Given data:
━━━
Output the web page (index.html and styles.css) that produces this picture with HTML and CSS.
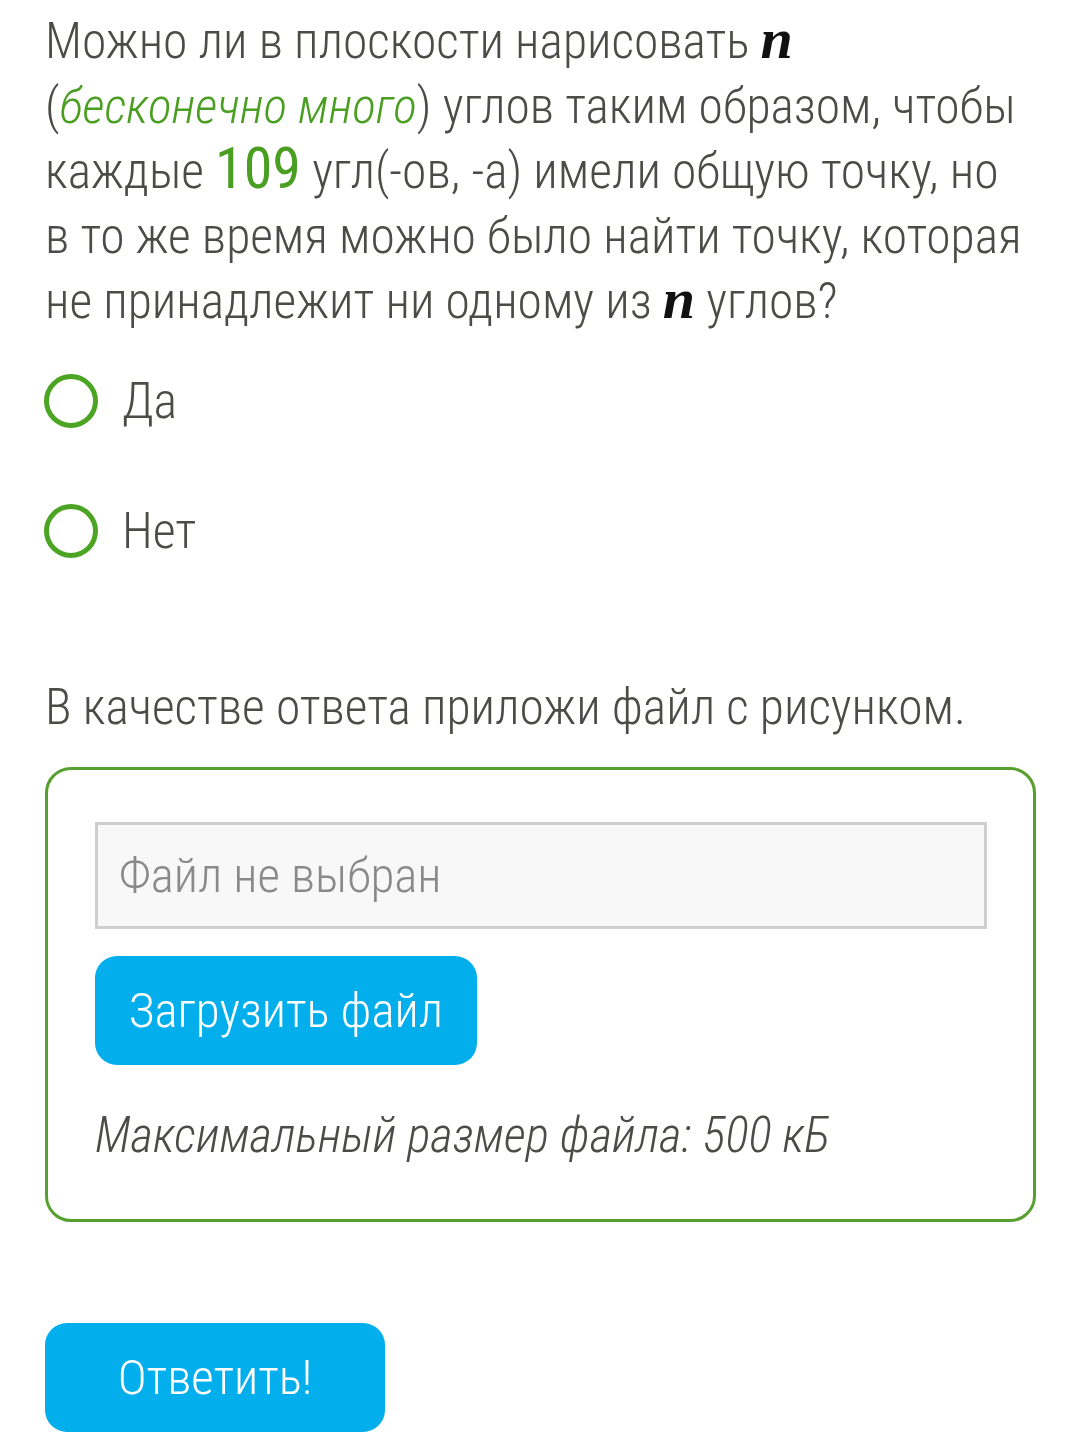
FILE: index.html
```html
<!DOCTYPE html>
<html lang="ru">
<head>
  <meta charset="UTF-8" />
  <title>Задача</title>
  <link rel="stylesheet" href="styles.css">
</head>
<body>
  <div class="task">
    <p class="question">
      Можно ли в плоскости нарисовать <span class="math">n</span><br>
      (<em class="hint">бесконечно много</em>) углов таким образом, чтобы<br>
      каждые <span class="num">109</span> угл(-ов, -а) имели общую точку, но<br>
      в то же время можно было найти точку, которая<br>
      не принадлежит ни одному из <span class="math">n</span> углов?
    </p>

    <ul class="options">
      <li><span class="radio"></span>Да</li>
      <li><span class="radio"></span>Нет</li>
    </ul>

    <p class="attach-note">В качестве ответа приложи файл с рисунком.</p>

    <div class="upload">
      <div class="file-field">Файл не выбран</div>
      <button class="btn">Загрузить файл</button>
      <p class="limit">Максимальный размер файла: 500 кБ</p>
    </div>

    <button class="btn submit">Ответить!</button>
  </div>
</body>
</html>
```

FILE: styles.css
```css
body {
  margin: 0;
  background: #fff;
  color: #4b4b47;
  font-family: 'Roboto', 'Noto Sans', sans-serif;
  font-weight: 300;
  font-stretch: 84%;
}

.task {
  padding: 9px 44px 0 45px;
}

.question {
  margin: 0;
  font-size: 49.5px;
  line-height: 65px;
  white-space: nowrap;
}

.math {
  font-family: 'Liberation Serif', 'DejaVu Serif', serif;
  font-style: italic;
  font-weight: bold;
  color: #111;
  font-size: 58px;
  line-height: 1;
}

.hint {
  color: #4a9e22;
}

.num {
  color: #4a9e22;
  font-size: 58px;
  font-weight: 400;
  line-height: 1;
}

.options {
  list-style: none;
  margin: 27px 0 0;
  padding: 0;
}

.options li {
  display: flex;
  align-items: center;
  gap: 24px;
  height: 80px;
  margin-bottom: 50px;
  font-size: 50px;
}

.radio {
  width: 44px;
  height: 44px;
  margin-left: -1px;
  border: 5px solid #4ba522;
  border-radius: 50%;
}

.attach-note {
  margin: 104px 0 0;
  font-size: 49.5px;
  line-height: 65px;
  white-space: nowrap;
}

.upload {
  margin-top: 27px;
  border: 3px solid #57a02f;
  border-radius: 26px;
  padding: 52px 46px 53px 47px;
}

.file-field {
  background: #f8f8f8;
  border: 3px solid #cfcfcf;
  height: 101px;
  display: flex;
  align-items: center;
  padding-left: 21px;
  font-size: 49px;
  color: #8a8a8a;
}

.btn {
  display: block;
  border: none;
  border-radius: 22px;
  background: #03aeec;
  color: #fff;
  font: inherit;
  font-size: 49px;
  width: 382px;
  height: 109px;
  padding: 0;
  margin-top: 27px;
}

.limit {
  margin: 41px 0 0;
  font-style: italic;
  font-size: 49px;
  line-height: 60px;
}

.submit {
  margin-top: 101px;
  width: 340px;
}
```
━━━
Directions: Retype the whole listing exactly and leave the pictures out.

Result of this exercise:
Output the web page (index.html and styles.css) that produces this picture with HTML and CSS.
FILE: index.html
```html
<!DOCTYPE html>
<html lang="ru">
<head>
  <meta charset="UTF-8" />
  <title>Задача</title>
  <link rel="stylesheet" href="styles.css">
</head>
<body>
  <div class="task">
    <p class="question">
      Можно ли в плоскости нарисовать <span class="math">n</span><br>
      (<em class="hint">бесконечно много</em>) углов таким образом, чтобы<br>
      каждые <span class="num">109</span> угл(-ов, -а) имели общую точку, но<br>
      в то же время можно было найти точку, которая<br>
      не принадлежит ни одному из <span class="math">n</span> углов?
    </p>

    <ul class="options">
      <li><span class="radio"></span>Да</li>
      <li><span class="radio"></span>Нет</li>
    </ul>

    <p class="attach-note">В качестве ответа приложи файл с рисунком.</p>

    <div class="upload">
      <div class="file-field">Файл не выбран</div>
      <button class="btn">Загрузить файл</button>
      <p class="limit">Максимальный размер файла: 500 кБ</p>
    </div>

    <button class="btn submit">Ответить!</button>
  </div>
</body>
</html>
```

FILE: styles.css
```css
body {
  margin: 0;
  background: #fff;
  color: #4b4b47;
  font-family: 'Roboto', 'Noto Sans', sans-serif;
  font-weight: 300;
  font-stretch: 84%;
}

.task {
  padding: 9px 44px 0 45px;
}

.question {
  margin: 0;
  font-size: 49.5px;
  line-height: 65px;
  white-space: nowrap;
}

.math {
  font-family: 'Liberation Serif', 'DejaVu Serif', serif;
  font-style: italic;
  font-weight: bold;
  color: #111;
  font-size: 58px;
  line-height: 1;
}

.hint {
  color: #4a9e22;
}

.num {
  color: #4a9e22;
  font-size: 58px;
  font-weight: 400;
  line-height: 1;
}

.options {
  list-style: none;
  margin: 27px 0 0;
  padding: 0;
}

.options li {
  display: flex;
  align-items: center;
  gap: 24px;
  height: 80px;
  margin-bottom: 50px;
  font-size: 50px;
}

.radio {
  width: 44px;
  height: 44px;
  margin-left: -1px;
  border: 5px solid #4ba522;
  border-radius: 50%;
}

.attach-note {
  margin: 104px 0 0;
  font-size: 49.5px;
  line-height: 65px;
  white-space: nowrap;
}

.upload {
  margin-top: 27px;
  border: 3px solid #57a02f;
  border-radius: 26px;
  padding: 52px 46px 53px 47px;
}

.file-field {
  background: #f8f8f8;
  border: 3px solid #cfcfcf;
  height: 101px;
  display: flex;
  align-items: center;
  padding-left: 21px;
  font-size: 49px;
  color: #8a8a8a;
}

.btn {
  display: block;
  border: none;
  border-radius: 22px;
  background: #03aeec;
  color: #fff;
  font: inherit;
  font-size: 49px;
  width: 382px;
  height: 109px;
  padding: 0;
  margin-top: 27px;
}

.limit {
  margin: 41px 0 0;
  font-style: italic;
  font-size: 49px;
  line-height: 60px;
}

.submit {
  margin-top: 101px;
  width: 340px;
}
```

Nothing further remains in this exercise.